501 STEAM: Adding Art to Lessons about Weather and Climate

Tuesday, 8 January 2019
Hall 4 (Phoenix Convention Center - West and North Buildings)
Michael J. Passow, Lamont-Doherty Earth Observatory of Columbia Univ., Palisades, NY

Learning important weather and climate concepts can be enhanced when lessons include appropriate examples of artwork, from centuries ago to sketches done as students step outside the classroom. Many pre-college and college courses now take a "STEAM" (Science-Technology-Engineering-Art-Mathematics) approach to create more effective understandings based on Visual (Spatial) and other identified Learning Styles. This poster will provide selected examples of how art can be used to develop exciting lessons.

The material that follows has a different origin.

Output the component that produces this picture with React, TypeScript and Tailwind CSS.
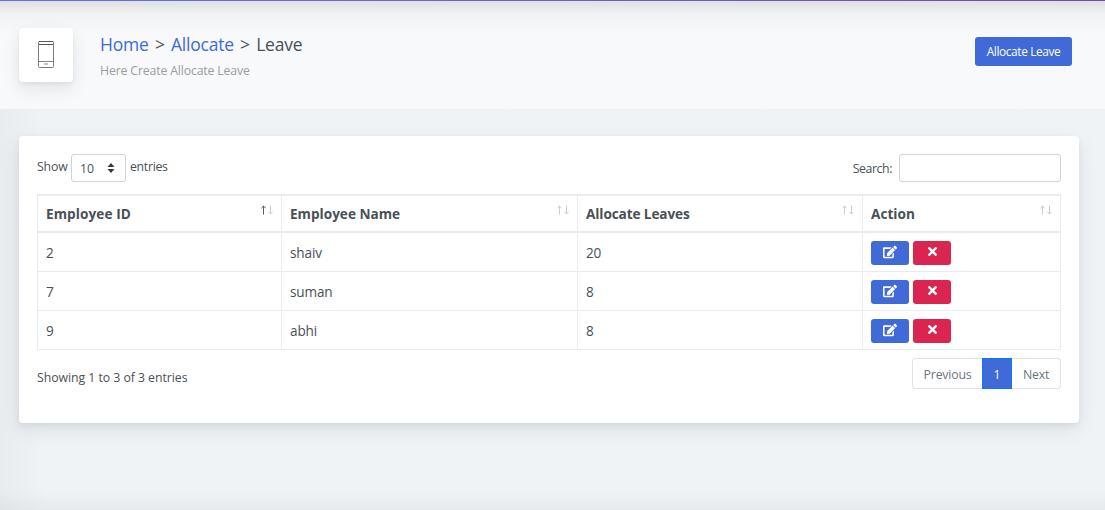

Images from the Renaissance, Dutch Masters, artists embedded in 18th and 19th century scientific expeditions, John Constable's cloud studies, the Hudson River School of Art, museum dioramas, and student drawings provide a strong case for why science courses should begin to include Art to partner with "regular" Science. For example, Peter Breughel the Younger's "Winter Landscape with a bird trap" can be used as a starting point to introduce learners to the Little Ice Age. Developing "STEAM lessons can excite students and open opportunities for science-related careers to students who do not think of themselves as "strong science" learners.